Fewer mallocs in curl

[+] nnethercote|9 years ago|reply

There is a little-known Valgrind tool called "DHAT" (short for "Dynamic Heap Analysis Tool") that's designed to help find exactly these sorts of excessive allocations.

Here's an old blog post describing it, by DHAT's author: https://blog.mozilla.org/jseward/2010/12/05/fun-n-games-with...

Here's another blog post in which I describe how I used it to speed up the Rust compiler significantly: https://blog.mozilla.org/nnethercote/2016/10/14/how-to-speed...

And here is the user manual: http://valgrind.org/docs/manual/dh-manual.html

[+] wyldfire|9 years ago|reply

> I previously had -Ccodegen-units=8 in RUSTFLAGS because it speeds up compile times. ... the resulting rustc was about 5–10% slower. So I’ve stopped using it now.

...why is this the case?

[+] tom_mellior|9 years ago|reply

For the benefit of others who found the description in the blog post unclear and can't or don't want to dig through the code changes themselves: "fixing the hash code and the linked list code to not use mallocs" is a bit misleading. Curl now uses the idiom where the linked list data (prev/next pointers) are inlined in the same struct that also holds the payload. So it's one malloc instead of two per dynamically allocated list element. This explains the "down to 80 allocations from the 115" part.

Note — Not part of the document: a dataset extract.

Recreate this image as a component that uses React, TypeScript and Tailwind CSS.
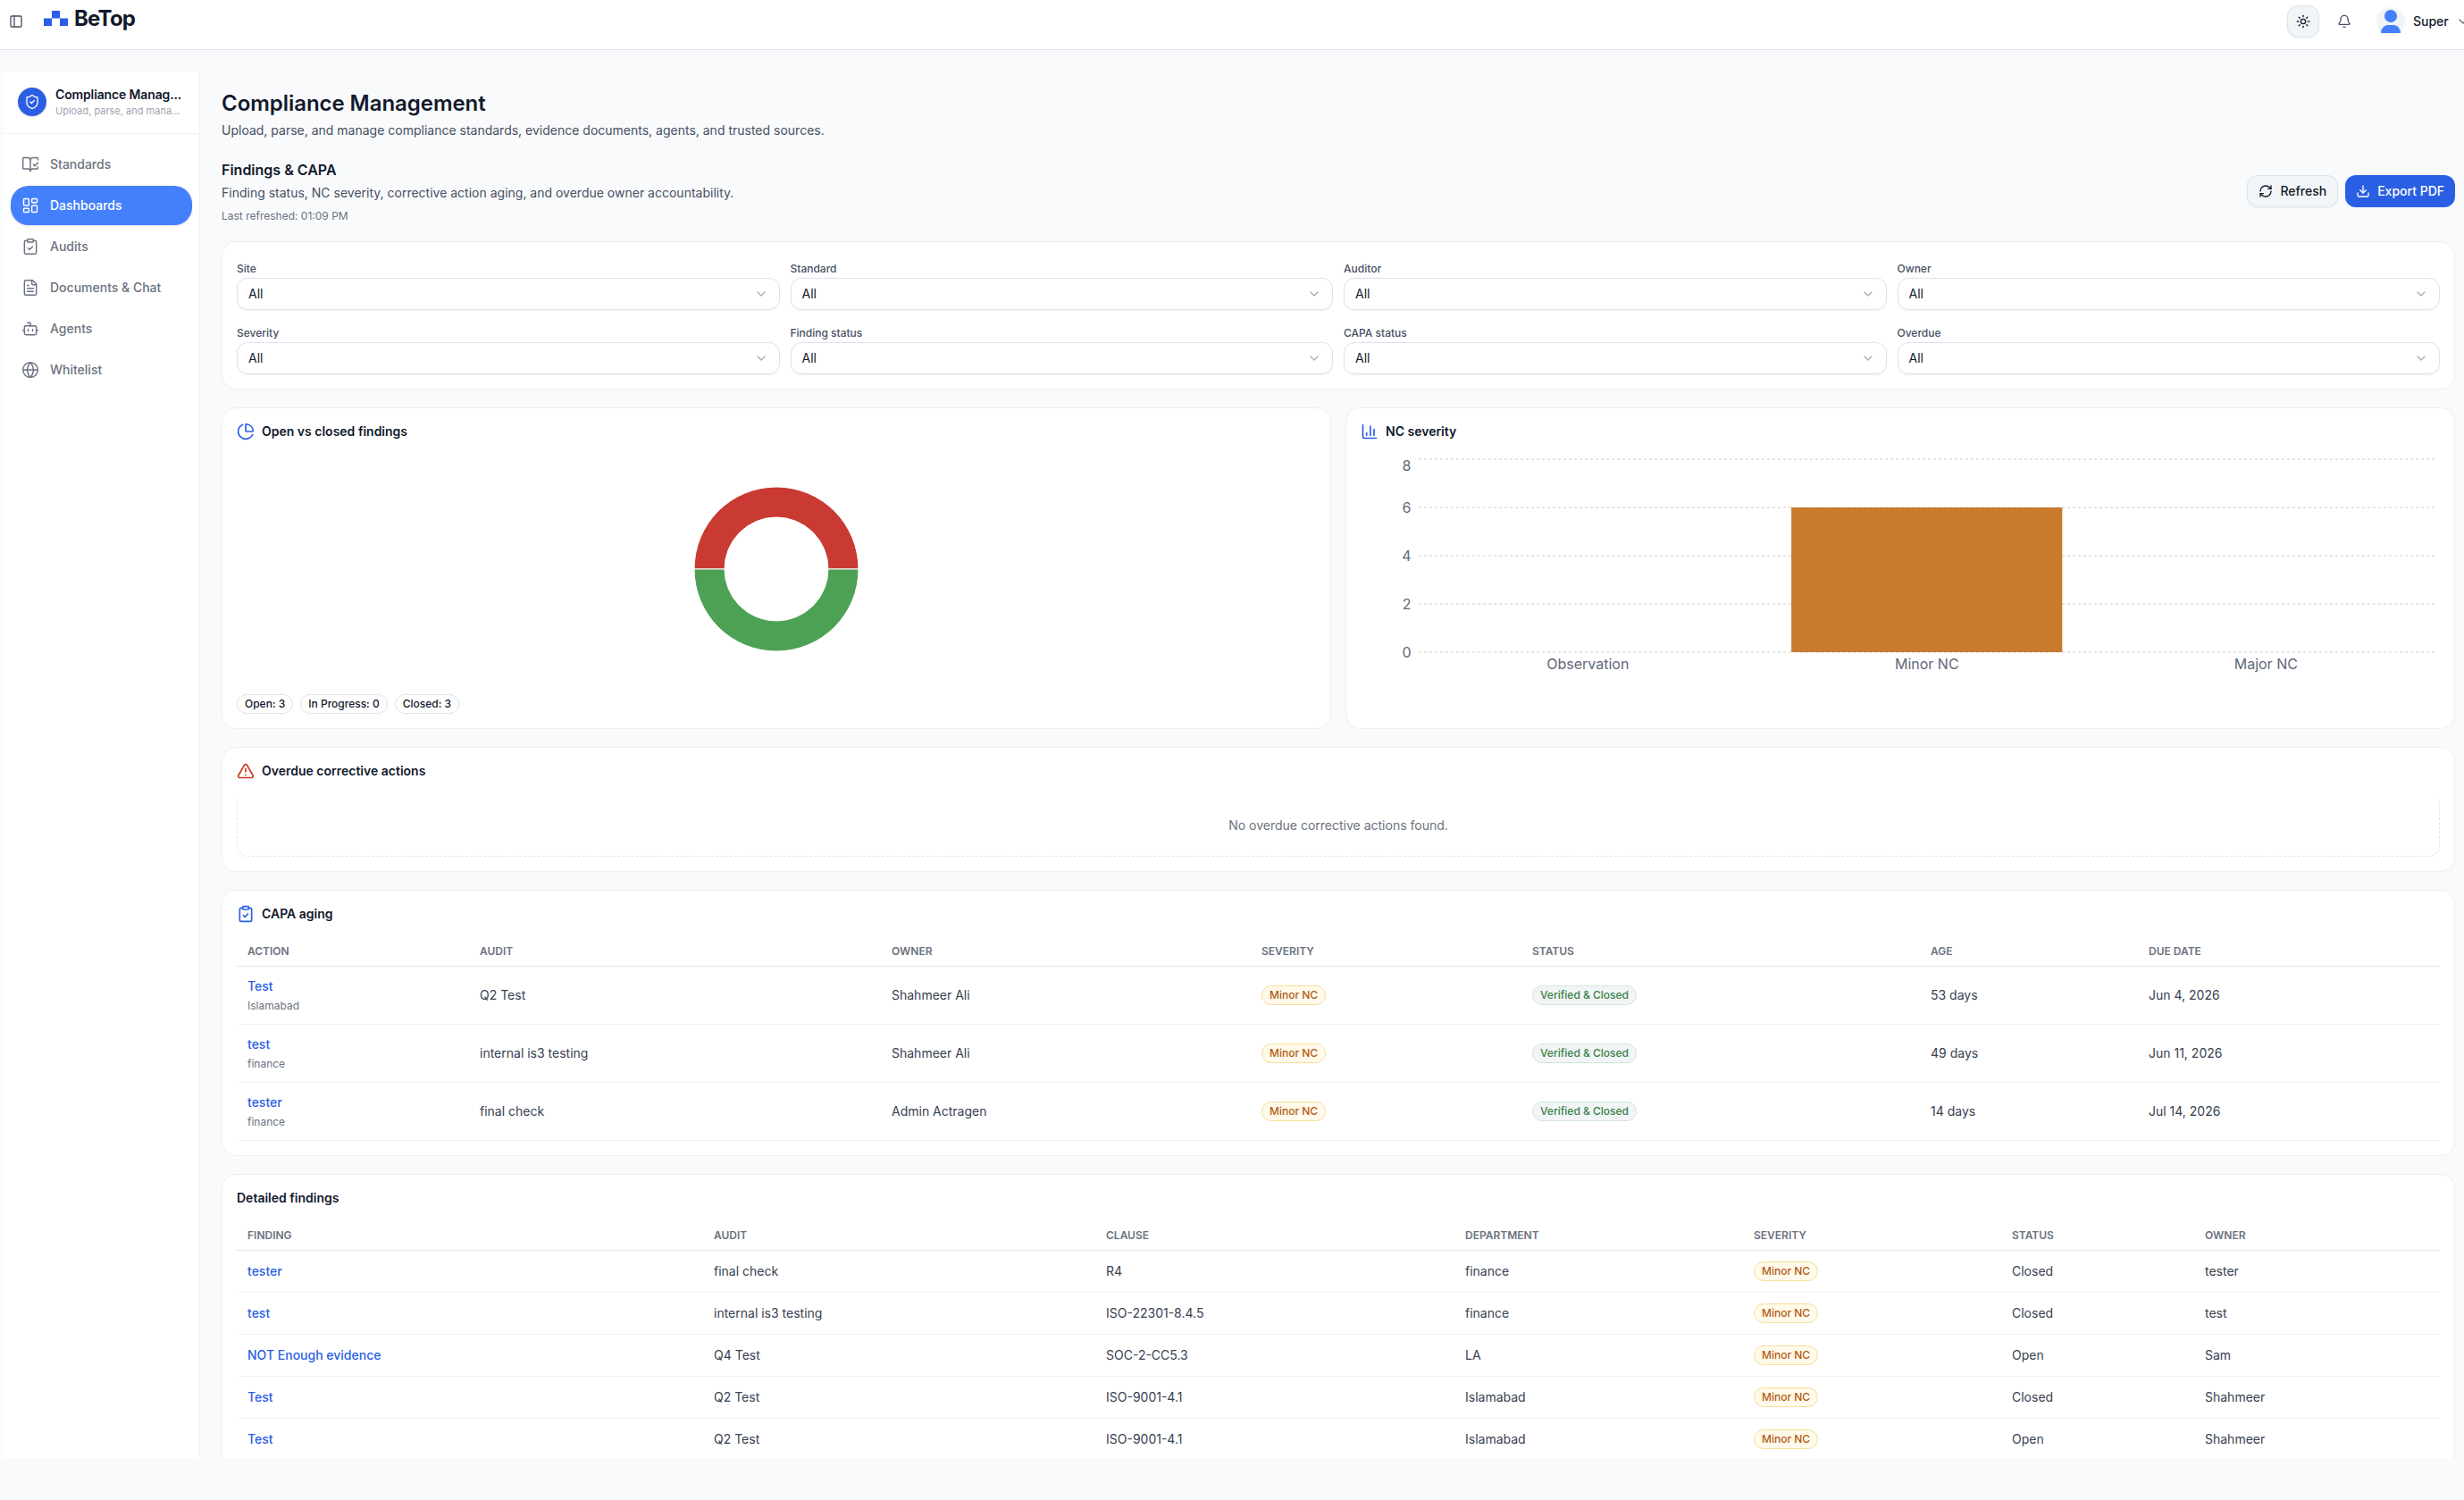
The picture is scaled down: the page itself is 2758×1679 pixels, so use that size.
import type { ReactNode } from "react";
import {
  Bell,
  BookOpenCheck,
  Bot,
  ChartColumn,
  ChartPie,
  ChevronDown,
  ClipboardCheck,
  Download,
  FileText,
  Globe,
  LayoutDashboard,
  PanelLeft,
  RefreshCw,
  ShieldCheck,
  Sun,
  TriangleAlert,
} from "lucide-react";
import clsx from "clsx";

const navItems = [
  { label: "Standards", icon: BookOpenCheck },
  { label: "Dashboards", icon: LayoutDashboard, active: true },
  { label: "Audits", icon: ClipboardCheck },
  { label: "Documents & Chat", icon: FileText },
  { label: "Agents", icon: Bot },
  { label: "Whitelist", icon: Globe },
];

const filters = [
  "Site",
  "Standard",
  "Auditor",
  "Owner",
  "Severity",
  "Finding status",
  "CAPA status",
  "Overdue",
];

const capaRows = [
  { action: "Test", site: "Islamabad", audit: "Q2 Test", owner: "Shahmeer Ali", age: "53 days", due: "Jun 4, 2026" },
  { action: "test", site: "finance", audit: "internal is3 testing", owner: "Shahmeer Ali", age: "49 days", due: "Jun 11, 2026" },
  { action: "tester", site: "finance", audit: "final check", owner: "Admin Actragen", age: "14 days", due: "Jul 14, 2026" },
];

const findings = [
  { finding: "tester", audit: "final check", clause: "R4", department: "finance", status: "Closed", owner: "tester" },
  { finding: "test", audit: "internal is3 testing", clause: "ISO-22301-8.4.5", department: "finance", status: "Closed", owner: "test" },
  { finding: "NOT Enough evidence", audit: "Q4 Test", clause: "SOC-2-CC5.3", department: "LA", status: "Open", owner: "Sam" },
  { finding: "Test", audit: "Q2 Test", clause: "ISO-9001-4.1", department: "Islamabad", status: "Closed", owner: "Shahmeer" },
  { finding: "Test", audit: "Q2 Test", clause: "ISO-9001-4.1", department: "Islamabad", status: "Open", owner: "Shahmeer" },
];

const Logo = () => (
  <div className="flex items-start">
    <svg width="27" height="17" viewBox="0 0 27 17" className="mt-3 fill-[#2b5fe3]">
      <rect x="9" y="0" width="9" height="8.5" />
      <rect x="0" y="8.5" width="9" height="8.5" />
      <rect x="18" y="8.5" width="9" height="8.5" />
    </svg>
    <span className="ml-[7px] mt-[5px] text-[24px] leading-[32px] font-bold tracking-[-0.035em] text-[#12192c]">
      BeTop
    </span>
  </div>
);

const Header = () => (
  <header className="flex h-14 shrink-0 items-start justify-between overflow-hidden border-b border-[#e2e6ec] bg-white pl-2.5">
    <div className="flex items-start">
      <PanelLeft size={16} className="mt-4 text-[#475063]" />
      <div className="ml-[23px]">
        <Logo />
      </div>
    </div>
    <div className="flex h-12 w-[198px] shrink-0 items-center">
      <button className="flex size-9 shrink-0 items-center justify-center rounded-xl border border-[#dbe3ee] bg-[#f2f5f7] text-[#12192c] shadow-xs">
        <Sun size={16} />
      </button>
      <Bell size={16} className="ml-5 shrink-0 text-[#475063]" />
      <svg width="32" height="32" viewBox="0 0 32 32" className="ml-7 shrink-0">
        <circle cx="16" cy="16" r="16" fill="#f1f4f6" />
        <circle cx="16" cy="10" r="7" fill="#4480fb" />
        <path d="M5 29c0-5 3.500-9 8-9h6c4.500 0 8 4 8 9z" fill="#4480fb" />
      </svg>
      <span className="ml-[9px] text-sm font-medium text-[#12192c]">Super</span>
      <ChevronDown size={16} className="ml-2 shrink-0 text-[#6b7280]" />
    </div>
  </header>
);

const Sidebar = () => (
  <aside className="ml-1 mt-6 w-[220px] shrink-0 border-r border-[#eef0f3] bg-white">
    <div className="flex h-[70px] items-start border-b border-[#eef0f3] pl-4 pt-[18px]">
      <div className="flex size-8 shrink-0 items-center justify-center rounded-full bg-[#2b5fe3] text-white shadow-sm">
        <ShieldCheck size={18} strokeWidth={1.75} />
      </div>
      <div className="ml-2.5 whitespace-nowrap">
        <div className="text-sm leading-4 font-semibold tracking-[-0.01em] text-[#12192c]">Compliance Manag...</div>
        <div className="mt-0.5 text-[11px] leading-[17px] text-[#9ca3af]">Upload, parse, and mana...</div>
      </div>
    </div>
    <nav className="flex flex-col gap-0.5 pl-2 pr-2 pt-3">
      {navItems.map(({ label, icon: Icon, active }) => (
        <a
          key={label}
          className={clsx(
            "flex h-11 items-center gap-3 rounded-[20px] px-3 text-sm font-medium",
            active ? "bg-[#4480fb] text-white shadow-sm" : "text-[#6b7280]",
          )}
        >
          <Icon size={20} strokeWidth={1.75} />
          {label}
        </a>
      ))}
    </nav>
  </aside>
);

const Card = ({ children, className }: { children: ReactNode; className?: string }) => (
  <section className={clsx("rounded-2xl border border-[#eceff2] bg-white p-4", className)}>{children}</section>
);

const CardTitle = ({ icon, children }: { icon?: ReactNode; children: ReactNode }) => (
  <h3 className="flex h-5 items-center gap-2 text-sm font-semibold text-[#12192c]">
    {icon}
    {children}
  </h3>
);

const Select = ({ label }: { label: string }) => (
  <div>
    <div className="h-6 pt-1.5 text-xs font-medium text-[#475063]">{label}</div>
    <div className="flex h-9 items-center justify-between rounded-xl border border-[#dbe3ee] px-3 text-sm text-[#12192c] shadow-xs">
      All
      <ChevronDown size={16} className="text-[#a3afb8]" />
    </div>
  </div>
);

const Pill = ({ children }: { children: ReactNode }) => (
  <span className="inline-flex h-[22px] items-center rounded-full border border-[#dbe3ee] px-2 text-xs font-medium text-[#12192c]">
    {children}
  </span>
);

const SeverityBadge = () => (
  <span className="flex h-[22px] w-fit items-center rounded-full border border-[#f6de9c] bg-[#fffaea] px-2 text-xs font-medium text-[#b35a14]">
    Minor NC
  </span>
);

const StatusBadge = () => (
  <span className="flex h-[22px] w-fit items-center rounded-full border border-[#d3e5db] bg-[#f2f5f7] px-2 text-xs font-medium text-[#3b8045]">
    Verified &amp; Closed
  </span>
);

const Donut = () => (
  <svg width="186" height="186" viewBox="-93 -93 186 186" stroke="#fff" strokeWidth="1">
    <path d="M-92 0A92 92 0 0 1 92 0H58A58 58 0 0 0 -58 0Z" fill="#c93a32" />
    <path d="M-92 0A92 92 0 0 0 92 0H58A58 58 0 0 1 -58 0Z" fill="#4da155" />
  </svg>
);

const ticks = [
  { value: 8, y: 9, labelY: 16 },
  { value: 6, y: 63, labelY: 63 },
  { value: 4, y: 117, labelY: 117 },
  { value: 2, y: 171, labelY: 171 },
  { value: 0, y: 225, labelY: 225 },
];

const SeverityChart = () => (
  <svg width="1208" height="264" viewBox="0 0 1208 264" className="mt-3 fill-[#5f6878] text-base">
    {ticks.map((t) => (
      <g key={t.value}>
        <line x1="65" x2="1204" y1={t.y} y2={t.y} stroke="#ccc" strokeDasharray="3 3" />
        <text x="56.5" y={t.labelY + 6} textAnchor="end">
          {t.value}
        </text>
      </g>
    ))}
    <rect x="482.1" y="63" width="303.2" height="162" fill="#c97a2d" />
    <text x="254.3" y="244" textAnchor="middle">Observation</text>
    <text x="633.8" y="244" textAnchor="middle">Minor NC</text>
    <text x="1013.3" y="244" textAnchor="middle">Major NC</text>
  </svg>
);

const HeadRow = ({ columns }: { columns: string[] }) => (
  <thead>
    <tr className="h-[33px] text-left text-xs text-[#6b7280] uppercase">
      {columns.map((c) => (
        <th key={c} className="border-b border-[#e3e5e8] px-3 py-0 font-semibold">
          {c}
        </th>
      ))}
    </tr>
  </thead>
);

const Cell = ({ children, className }: { children: ReactNode; className?: string }) => (
  <td className={clsx("border-b border-[#f1f3f5] px-3 py-0", className)}>{children}</td>
);

const CapaTable = () => (
  <table className="mt-4 w-full table-fixed border-separate border-spacing-0 text-sm text-[#374151]">
    <colgroup>
      <col className="w-[260px]" />
      <col className="w-[461px]" />
      <col className="w-[414px]" />
      <col className="w-[303px]" />
      <col className="w-[446px]" />
      <col className="w-[244px]" />
      <col className="w-[338px]" />
    </colgroup>
    <HeadRow columns={["Action", "Audit", "Owner", "Severity", "Status", "Age", "Due date"]} />
    <tbody>
      {capaRows.map((row) => (
        <tr key={row.action} className="h-[65px]">
          <Cell>
            <div className="font-medium text-[#2b5fe3]">{row.action}</div>
            <div className="mt-1 text-xs text-[#6b7280]">{row.site}</div>
          </Cell>
          <Cell>{row.audit}</Cell>
          <Cell>{row.owner}</Cell>
          <Cell>
            <SeverityBadge />
          </Cell>
          <Cell>
            <StatusBadge />
          </Cell>
          <Cell>{row.age}</Cell>
          <Cell>{row.due}</Cell>
        </tr>
      ))}
    </tbody>
  </table>
);

const FindingsTable = () => (
  <table className="mt-4 w-full table-fixed border-separate border-spacing-0 text-sm text-[#374151]">
    <colgroup>
      <col className="w-[522px]" />
      <col className="w-[439px]" />
      <col className="w-[402px]" />
      <col className="w-[323px]" />
      <col className="w-[289px]" />
      <col className="w-[216px]" />
      <col className="w-[275px]" />
    </colgroup>
    <HeadRow columns={["Finding", "Audit", "Clause", "Department", "Severity", "Status", "Owner"]} />
    <tbody>
      {findings.map((row, i) => (
        <tr key={i} className="h-[47px]">
          <Cell className="font-medium text-[#2b5fe3]">{row.finding}</Cell>
          <Cell>{row.audit}</Cell>
          <Cell>{row.clause}</Cell>
          <Cell>{row.department}</Cell>
          <Cell>
            <SeverityBadge />
          </Cell>
          <Cell>{row.status}</Cell>
          <Cell>{row.owner}</Cell>
        </tr>
      ))}
    </tbody>
  </table>
);

const App = () => {
  return (
    <div className="flex h-[1679px] w-[2758px] flex-col overflow-hidden bg-[#f9fafc] pb-[47px] font-['Inter',sans-serif] antialiased">
      <Header />
      <div className="flex min-h-0 flex-1">
        <Sidebar />
        <main className="ml-6 w-[2500px] shrink-0 overflow-hidden pt-11">
          <h1 className="text-2xl leading-8 font-semibold tracking-[-0.002em] text-[#12192c]">Compliance Management</h1>
          <p className="mt-1 text-sm text-[#475063]">
            Upload, parse, and manage compliance standards, evidence documents, agents, and trusted sources.
          </p>

          <div className="mt-[22px] flex items-center justify-between">
            <div>
              <h2 className="text-base font-semibold text-[#12192c]">Findings &amp; CAPA</h2>
              <p className="mt-1 text-sm text-[#475063]">
                Finding status, NC severity, corrective action aging, and overdue owner accountability.
              </p>
              <p className="mt-2 text-xs text-[#6b7280]">Last refreshed: 01:09 PM</p>
            </div>
            <div className="flex gap-2">
              <button className="flex h-9 items-center gap-2 rounded-xl border border-[#dbe3ee] bg-[#f2f5f7] px-3 text-sm font-medium text-[#12192c] shadow-xs">
                <RefreshCw size={16} />
                Refresh
              </button>
              <button className="flex h-9 items-center gap-2 rounded-xl bg-[#2b5fe3] px-3 text-sm font-medium text-white">
                <Download size={16} />
                Export PDF
              </button>
            </div>
          </div>

          <div className="mt-5 flex flex-col gap-5">
            <Card className="grid grid-cols-4 gap-3">
              {filters.map((f) => (
                <Select key={f} label={f} />
              ))}
            </Card>

            <div className="grid grid-cols-2 gap-4">
              <Card className="h-[360px]">
                <CardTitle icon={<ChartPie size={20} className="text-[#2b5fe3]" />}>Open vs closed findings</CardTitle>
                <div className="mt-3 flex h-[264px] items-center justify-center">
                  <Donut />
                </div>
                <div className="mt-2 flex gap-2">
                  <Pill>Open: 3</Pill>
                  <Pill>In Progress: 0</Pill>
                  <Pill>Closed: 3</Pill>
                </div>
              </Card>
              <Card className="h-[360px]">
                <CardTitle icon={<ChartColumn size={20} className="text-[#2b5fe3]" />}>NC severity</CardTitle>
                <SeverityChart />
              </Card>
            </div>

            <Card className="h-[140px]">
              <CardTitle icon={<TriangleAlert size={20} className="text-[#c8371f]" />}>
                Overdue corrective actions
              </CardTitle>
              <div className="mt-5 overflow-hidden">
                <div className="-mt-1 flex h-[70px] items-center justify-center rounded-xl border border-dashed border-[#e3e5e8] text-sm text-[#6b7280]">
                  No overdue corrective actions found.
                </div>
              </div>
            </Card>

            <Card>
              <CardTitle icon={<ClipboardCheck size={20} className="text-[#2b5fe3]" />}>CAPA aging</CardTitle>
              <CapaTable />
            </Card>

            <Card>
              <CardTitle>Detailed findings</CardTitle>
              <FindingsTable />
            </Card>
          </div>
        </main>
      </div>
    </div>
  );
};

export default App;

The larger gain is explained better and comes simply from stack allocation of some structures (which live in a simple array, not a linked list or hash table).

[+] userbinator|9 years ago|reply

Curl now uses the idiom where the linked list data (prev/next pointers) are inlined in the same struct that also holds the payload.

I wonder why this wasn't the original design; I've seen the "two-allocate" method a few times in other code and it's always seemed rather silly to allocate that separate little structure just to point to the things you're linking together anyway, so I'm curious how that way of doing it became somewhat commonplace.

[+] dom0|9 years ago|reply

AKA intrusive (sometimes "invasive") containers / lists.

[+] husted|9 years ago|reply

Curl now uses the idiom where the linked list data (prev/next pointers) are inlined in the same struct that also holds the payload

And when you have a memory overwrite then your meta data is corrupted and you loose the complete list. I keep my meta data and payload in two separate list for that very reason.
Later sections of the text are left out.